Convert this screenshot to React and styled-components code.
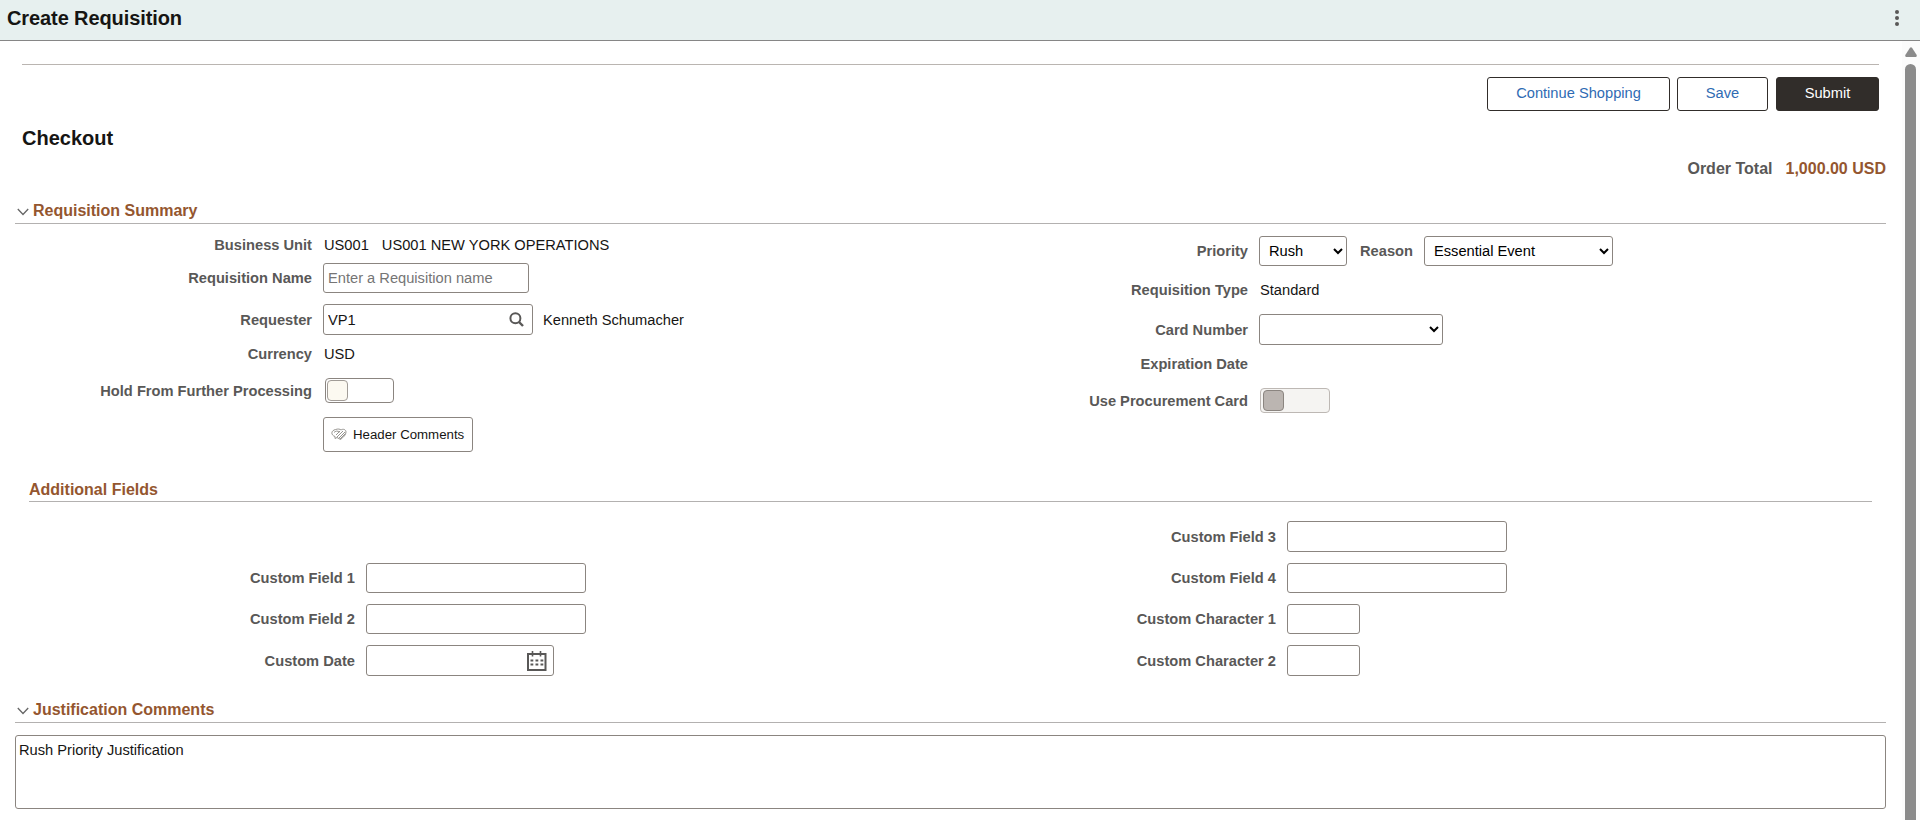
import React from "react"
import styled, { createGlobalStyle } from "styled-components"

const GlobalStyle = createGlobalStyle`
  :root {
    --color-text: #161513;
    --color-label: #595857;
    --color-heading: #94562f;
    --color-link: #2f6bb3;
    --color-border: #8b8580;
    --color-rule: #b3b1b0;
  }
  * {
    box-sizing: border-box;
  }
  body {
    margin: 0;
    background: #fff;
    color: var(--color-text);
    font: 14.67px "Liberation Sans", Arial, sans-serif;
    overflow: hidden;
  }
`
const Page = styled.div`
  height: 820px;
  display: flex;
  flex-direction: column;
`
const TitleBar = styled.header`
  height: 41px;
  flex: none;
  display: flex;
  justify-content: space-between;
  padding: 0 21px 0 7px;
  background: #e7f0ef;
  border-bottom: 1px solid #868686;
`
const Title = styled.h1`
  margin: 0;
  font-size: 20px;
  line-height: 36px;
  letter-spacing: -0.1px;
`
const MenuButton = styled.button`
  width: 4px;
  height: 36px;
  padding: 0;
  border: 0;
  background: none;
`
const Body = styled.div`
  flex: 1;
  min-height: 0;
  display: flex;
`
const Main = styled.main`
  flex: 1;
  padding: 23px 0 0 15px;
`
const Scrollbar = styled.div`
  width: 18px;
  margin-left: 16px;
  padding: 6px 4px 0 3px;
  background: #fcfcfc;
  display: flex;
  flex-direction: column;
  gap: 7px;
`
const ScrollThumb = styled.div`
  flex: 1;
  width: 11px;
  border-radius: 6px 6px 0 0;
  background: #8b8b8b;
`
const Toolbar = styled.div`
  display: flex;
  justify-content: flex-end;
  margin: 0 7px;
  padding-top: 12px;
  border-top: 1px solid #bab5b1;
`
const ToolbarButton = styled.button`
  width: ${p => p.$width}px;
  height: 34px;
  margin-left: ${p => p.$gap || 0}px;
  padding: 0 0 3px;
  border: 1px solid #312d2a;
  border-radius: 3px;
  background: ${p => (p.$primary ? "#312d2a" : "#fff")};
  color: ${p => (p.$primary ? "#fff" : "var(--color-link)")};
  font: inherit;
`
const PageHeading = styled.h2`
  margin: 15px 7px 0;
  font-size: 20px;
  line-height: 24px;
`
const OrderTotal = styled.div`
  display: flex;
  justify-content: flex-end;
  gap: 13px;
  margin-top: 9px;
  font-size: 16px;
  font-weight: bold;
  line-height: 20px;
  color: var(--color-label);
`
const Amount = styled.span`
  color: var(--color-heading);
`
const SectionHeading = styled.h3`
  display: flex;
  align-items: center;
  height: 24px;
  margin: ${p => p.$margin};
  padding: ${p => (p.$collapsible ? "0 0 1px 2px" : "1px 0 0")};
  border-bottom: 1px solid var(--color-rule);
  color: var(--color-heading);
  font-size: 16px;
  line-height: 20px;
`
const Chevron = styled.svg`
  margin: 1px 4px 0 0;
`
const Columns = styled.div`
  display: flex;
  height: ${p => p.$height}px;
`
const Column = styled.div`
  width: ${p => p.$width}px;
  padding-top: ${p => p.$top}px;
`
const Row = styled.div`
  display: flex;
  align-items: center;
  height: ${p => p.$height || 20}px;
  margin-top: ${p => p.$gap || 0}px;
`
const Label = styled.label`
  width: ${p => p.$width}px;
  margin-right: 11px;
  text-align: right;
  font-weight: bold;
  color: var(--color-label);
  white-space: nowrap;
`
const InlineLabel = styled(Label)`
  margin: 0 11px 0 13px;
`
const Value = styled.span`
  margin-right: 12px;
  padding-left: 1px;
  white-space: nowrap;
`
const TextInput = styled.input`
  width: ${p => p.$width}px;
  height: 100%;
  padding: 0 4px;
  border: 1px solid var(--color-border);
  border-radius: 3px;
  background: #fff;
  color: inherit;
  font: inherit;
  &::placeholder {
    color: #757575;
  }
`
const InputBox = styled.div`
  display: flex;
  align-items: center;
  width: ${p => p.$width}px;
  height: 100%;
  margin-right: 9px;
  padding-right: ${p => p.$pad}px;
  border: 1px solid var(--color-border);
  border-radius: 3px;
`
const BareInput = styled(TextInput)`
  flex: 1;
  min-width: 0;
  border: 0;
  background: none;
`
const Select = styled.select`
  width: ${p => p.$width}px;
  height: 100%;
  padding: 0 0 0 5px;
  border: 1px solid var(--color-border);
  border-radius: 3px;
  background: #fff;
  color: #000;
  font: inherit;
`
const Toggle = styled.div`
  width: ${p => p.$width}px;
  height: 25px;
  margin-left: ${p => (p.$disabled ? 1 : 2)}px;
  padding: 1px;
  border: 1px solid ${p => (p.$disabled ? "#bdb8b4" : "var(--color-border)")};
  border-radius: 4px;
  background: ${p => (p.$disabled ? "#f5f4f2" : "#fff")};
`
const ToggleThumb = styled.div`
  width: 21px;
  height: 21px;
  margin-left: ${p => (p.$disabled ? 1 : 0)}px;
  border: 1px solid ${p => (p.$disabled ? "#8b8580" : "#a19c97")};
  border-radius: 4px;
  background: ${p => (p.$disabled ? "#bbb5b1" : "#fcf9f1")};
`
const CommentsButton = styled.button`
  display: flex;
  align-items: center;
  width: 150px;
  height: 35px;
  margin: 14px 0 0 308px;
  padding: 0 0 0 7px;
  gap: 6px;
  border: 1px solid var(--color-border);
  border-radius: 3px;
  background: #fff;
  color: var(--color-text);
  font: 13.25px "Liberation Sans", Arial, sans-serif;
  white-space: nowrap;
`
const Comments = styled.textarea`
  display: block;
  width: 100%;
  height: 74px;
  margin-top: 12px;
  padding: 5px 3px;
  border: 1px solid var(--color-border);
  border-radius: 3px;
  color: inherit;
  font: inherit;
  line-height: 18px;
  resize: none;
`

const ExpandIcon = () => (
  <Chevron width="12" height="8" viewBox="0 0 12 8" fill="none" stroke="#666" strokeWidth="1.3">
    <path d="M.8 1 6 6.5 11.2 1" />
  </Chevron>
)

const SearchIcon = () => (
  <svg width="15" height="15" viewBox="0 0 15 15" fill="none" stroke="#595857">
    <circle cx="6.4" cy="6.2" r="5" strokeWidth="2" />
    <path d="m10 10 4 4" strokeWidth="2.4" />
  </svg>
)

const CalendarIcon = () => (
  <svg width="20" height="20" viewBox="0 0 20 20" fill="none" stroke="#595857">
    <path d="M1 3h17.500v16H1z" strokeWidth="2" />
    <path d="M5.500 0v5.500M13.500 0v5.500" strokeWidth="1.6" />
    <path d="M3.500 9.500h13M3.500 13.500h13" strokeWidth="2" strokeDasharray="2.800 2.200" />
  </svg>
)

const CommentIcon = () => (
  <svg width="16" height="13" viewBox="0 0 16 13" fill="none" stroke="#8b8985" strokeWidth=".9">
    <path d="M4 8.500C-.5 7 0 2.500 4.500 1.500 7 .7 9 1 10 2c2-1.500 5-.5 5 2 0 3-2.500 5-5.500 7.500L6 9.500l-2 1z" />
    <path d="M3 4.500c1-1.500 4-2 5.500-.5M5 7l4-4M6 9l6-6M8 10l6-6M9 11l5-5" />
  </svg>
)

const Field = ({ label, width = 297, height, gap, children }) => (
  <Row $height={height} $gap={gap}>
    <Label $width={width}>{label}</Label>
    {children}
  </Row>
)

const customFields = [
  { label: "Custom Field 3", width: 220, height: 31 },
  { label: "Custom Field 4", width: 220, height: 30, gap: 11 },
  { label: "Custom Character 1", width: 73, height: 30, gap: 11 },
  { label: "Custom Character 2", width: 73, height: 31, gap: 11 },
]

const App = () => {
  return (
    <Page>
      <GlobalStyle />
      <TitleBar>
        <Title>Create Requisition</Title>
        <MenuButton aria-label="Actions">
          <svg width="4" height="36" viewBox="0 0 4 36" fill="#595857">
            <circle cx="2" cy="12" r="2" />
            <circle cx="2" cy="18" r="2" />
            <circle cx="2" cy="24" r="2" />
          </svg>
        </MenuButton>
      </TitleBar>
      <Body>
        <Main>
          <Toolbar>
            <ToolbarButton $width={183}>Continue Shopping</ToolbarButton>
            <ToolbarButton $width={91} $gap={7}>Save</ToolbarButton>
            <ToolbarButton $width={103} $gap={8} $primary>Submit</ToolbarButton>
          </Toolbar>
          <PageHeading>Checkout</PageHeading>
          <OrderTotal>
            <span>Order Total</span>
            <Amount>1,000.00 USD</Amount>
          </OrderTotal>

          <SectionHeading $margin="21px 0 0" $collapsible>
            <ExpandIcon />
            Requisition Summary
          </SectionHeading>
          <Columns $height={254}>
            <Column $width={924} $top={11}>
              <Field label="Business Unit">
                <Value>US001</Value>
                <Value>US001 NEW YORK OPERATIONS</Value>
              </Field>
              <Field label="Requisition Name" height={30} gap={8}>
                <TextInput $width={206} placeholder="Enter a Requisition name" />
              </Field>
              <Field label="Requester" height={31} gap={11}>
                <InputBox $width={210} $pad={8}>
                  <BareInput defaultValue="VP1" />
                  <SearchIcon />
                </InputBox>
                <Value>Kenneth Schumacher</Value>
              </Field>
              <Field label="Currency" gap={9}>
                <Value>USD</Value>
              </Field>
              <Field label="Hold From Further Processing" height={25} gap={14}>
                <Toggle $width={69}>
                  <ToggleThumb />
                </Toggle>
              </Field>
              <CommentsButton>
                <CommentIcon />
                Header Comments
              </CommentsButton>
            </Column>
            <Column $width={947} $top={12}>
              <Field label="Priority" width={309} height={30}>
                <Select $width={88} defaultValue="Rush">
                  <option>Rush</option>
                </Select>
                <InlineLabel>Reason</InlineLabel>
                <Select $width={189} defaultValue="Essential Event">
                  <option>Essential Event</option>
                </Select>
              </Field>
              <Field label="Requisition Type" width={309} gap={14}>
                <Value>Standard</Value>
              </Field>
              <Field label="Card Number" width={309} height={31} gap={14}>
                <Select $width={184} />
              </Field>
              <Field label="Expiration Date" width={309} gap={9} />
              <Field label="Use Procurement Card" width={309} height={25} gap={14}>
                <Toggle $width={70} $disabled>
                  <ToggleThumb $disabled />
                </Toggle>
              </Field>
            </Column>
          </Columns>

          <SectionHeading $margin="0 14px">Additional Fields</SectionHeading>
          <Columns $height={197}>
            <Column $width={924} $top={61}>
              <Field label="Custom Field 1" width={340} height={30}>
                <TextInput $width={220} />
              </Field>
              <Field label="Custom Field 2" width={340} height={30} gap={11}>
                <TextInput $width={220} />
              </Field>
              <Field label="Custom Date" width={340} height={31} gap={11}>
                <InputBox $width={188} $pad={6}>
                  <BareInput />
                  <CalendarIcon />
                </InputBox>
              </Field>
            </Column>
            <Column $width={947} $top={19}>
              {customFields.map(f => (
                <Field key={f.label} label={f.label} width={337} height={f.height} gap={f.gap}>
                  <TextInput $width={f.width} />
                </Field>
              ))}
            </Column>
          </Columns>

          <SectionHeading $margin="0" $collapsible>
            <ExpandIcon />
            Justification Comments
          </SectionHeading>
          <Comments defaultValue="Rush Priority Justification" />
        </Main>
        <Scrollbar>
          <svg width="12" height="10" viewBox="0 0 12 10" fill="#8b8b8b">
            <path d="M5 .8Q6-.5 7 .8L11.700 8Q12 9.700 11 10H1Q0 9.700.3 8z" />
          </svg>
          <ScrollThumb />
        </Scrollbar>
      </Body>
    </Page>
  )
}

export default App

> [Task directions]
Go through the material above and copy each line that has the word "components".

> [In response]
Convert this screenshot to React and styled-components code.
import styled, { createGlobalStyle } from "styled-components"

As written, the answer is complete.